▶ _TASK DIRECTIONS_
Leaving the pictures out, print the lines from the first line of the listing through the line containing "MdEmail, MdLock, MdVisibility", exactly as they read, and no others.

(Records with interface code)
▼

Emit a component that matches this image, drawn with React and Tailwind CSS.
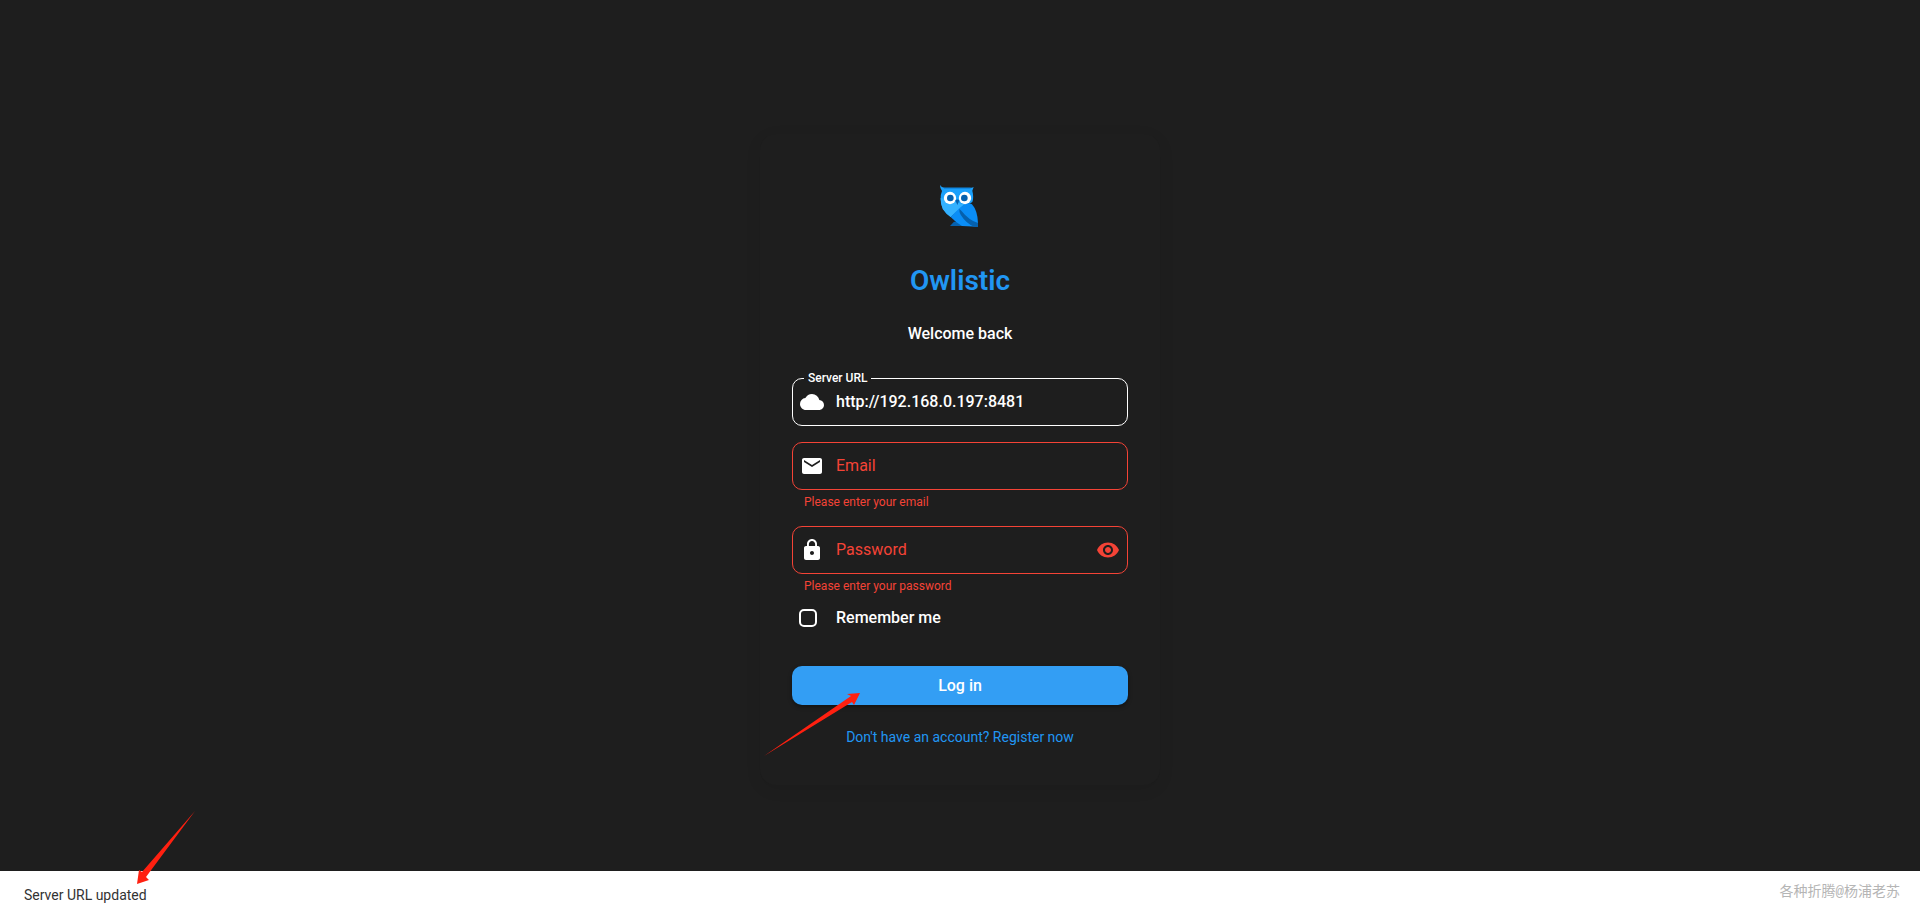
import { MdCloud, MdEmail, MdLock, MdVisibility } from "react-icons/md";

function OwlLogo() {
  return (
    <svg viewBox="60 45 120 126" className="h-[42px] w-10" role="img" aria-label="Owlistic">
      <path d="M90 168 L102 155 L140 160 L150 168 Z" fill="#0560ad" />
      <path d="M60 45 Q64 53 74 53 H150 Q157 54 161 51 L157 62 Q162 82 157 96 Q150 103 137 102 L92 141 Q63 122 62 88 Q61 74 66 63 Q60 56 60 45 Z" fill="#1ba0fb" />
      <path d="M62 84 Q61 100 68 117 Q78 132 92 141 L132 103 L112 98 Z" fill="#33b1ff" />
      <path d="M92 141 L118 115 L136 101 Q147 98 156 103 Q173 122 174 160 V170 L126 168 Q108 158 92 141 Z" fill="#0a8df6" />
      <path d="M118 116 Q122 120 124 122 Q146 150 174 159 V171 H164 Q138 160 122 134 Q117 125 118 116 Z" fill="#0560ad" />
      <path d="M72 53 H152 V56 H72 Z" fill="#0b7fd8" />
      <circle cx="90" cy="84" r="18.5" fill="#fff" />
      <circle cx="135" cy="84" r="18.5" fill="#fff" />
      <circle cx="91" cy="84" r="10" fill="#0560ad" />
      <circle cx="133" cy="84" r="10" fill="#0560ad" />
      <path d="M106 91 Q112 86 118 91 L112 105 Z" fill="#0560ad" />
    </svg>
  );
}

function ErrorText({ id, children }) {
  return (
    <p id={id} className="px-3 pt-1 text-xs leading-4 text-[#f44336]">
      {children}
    </p>
  );
}

const fieldBox = "flex h-12 items-center gap-3 rounded-[10px] border px-[7px]";

export default function App() {
  return (
    <div className="relative flex min-h-screen flex-col items-center justify-center bg-[#1e1e1e] font-['Roboto','Liberation_Sans',sans-serif] text-white">
      <main className="relative w-full max-w-[400px] rounded-2xl bg-[#1e1e1e] p-8 shadow-[0_4px_16px_rgba(0,0,0,0.08)]">
        <div className="flex h-20 items-center justify-center">
          <OwlLogo />
        </div>
        <h1 className="mt-4 text-center text-[28px] leading-[38px] font-semibold text-[#2196f3]">Owlistic</h1>
        <p className="mt-[22px] text-center text-base font-medium">Welcome back</p>

        <form className="mt-8" noValidate onSubmit={(e) => e.preventDefault()}>
          <div className={`relative border-white ${fieldBox}`}>
            <label htmlFor="server" className="absolute -top-[9px] left-[11px] bg-[#1e1e1e] px-1 text-xs leading-4 font-medium">
              Server URL
            </label>
            <MdCloud className="size-6 shrink-0" />
            <input
              id="server"
              type="url"
              defaultValue="http://192.168.0.197:8481"
              className="min-w-0 flex-1 bg-transparent text-base font-medium outline-none"
            />
          </div>

          <div className={`mt-4 border-[#f44336] ${fieldBox}`}>
            <MdEmail className="size-6 shrink-0" />
            <label htmlFor="email" className="text-base text-[#f44336]">Email</label>
            <input id="email" type="email" aria-describedby="email-error" className="min-w-0 flex-1 bg-transparent outline-none" />
          </div>
          <ErrorText id="email-error">Please enter your email</ErrorText>

          <div className={`mt-4 border-[#f44336] ${fieldBox}`}>
            <MdLock className="size-6 shrink-0" />
            <label htmlFor="password" className="text-base text-[#f44336]">Password</label>
            <input id="password" type="password" aria-describedby="password-error" className="min-w-0 flex-1 bg-transparent outline-none" />
            <button type="button" aria-label="Show password" className="text-[#f44336]">
              <MdVisibility className="size-6" />
            </button>
          </div>
          <ErrorText id="password-error">Please enter your password</ErrorText>

          <label className="mt-3 flex h-6 items-center gap-[19px] px-[7px] text-base font-medium">
            <input type="checkbox" className="size-[18px] appearance-none rounded-[5px] border-2 border-white checked:bg-[#2196f3]" />
            Remember me
          </label>

          <button
            type="submit"
            className="mt-9 flex h-[39px] w-full items-center justify-center rounded-[10px] bg-[#339ef4] text-base font-medium shadow-[0_2px_4px_rgba(0,0,0,0.4)]"
          >
            Log in
          </button>
        </form>

        <a href="#register" className="mt-4 flex h-8 items-center justify-center text-sm text-[#2196f3]">
          Don't have an account? Register now
        </a>

        <svg viewBox="0 0 96 63" className="pointer-events-none absolute bottom-[29px] left-1 h-[63px] w-24" aria-hidden="true">
          <path d="M0 63 L87 3 L83 1 L96 0 L90 12 L88 9 Z" fill="#ff2010" />
        </svg>
      </main>

      <footer className="absolute inset-x-0 bottom-0 flex h-12 items-center bg-white px-6 text-sm text-[#333]">
        <span role="status">Server URL updated</span>
        <span className="absolute top-[11px] right-5 font-['Liberation_Mono','Noto_Sans_CJK_SC',monospace] leading-5 text-[#b5b5b5]">
          各种折腾@杨浦老苏
        </span>
        <svg viewBox="0 0 58 73" className="pointer-events-none absolute bottom-[35px] left-[137px] h-[73px] w-[58px]" aria-hidden="true">
          <path d="M58 0 L9 66 L12 69 L0 73 L2 59 L5 61 Z" fill="#ff2010" />
        </svg>
      </footer>
    </div>
  );
}
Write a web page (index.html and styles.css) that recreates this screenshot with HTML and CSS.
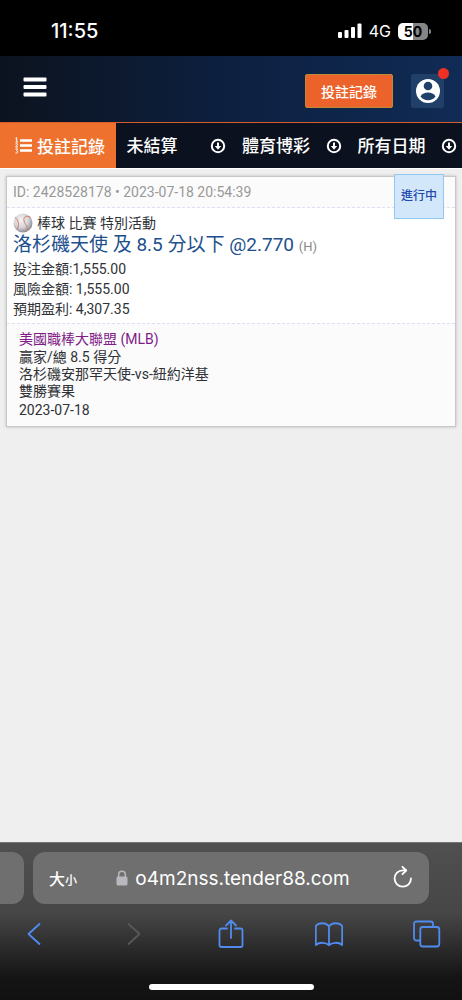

▲

▶ _RESPONSE_
Emit a component that matches this image, drawn with React and Tailwind CSS.
import { MdCloud, MdEmail, MdLock, MdVisibility } from "react-icons/md";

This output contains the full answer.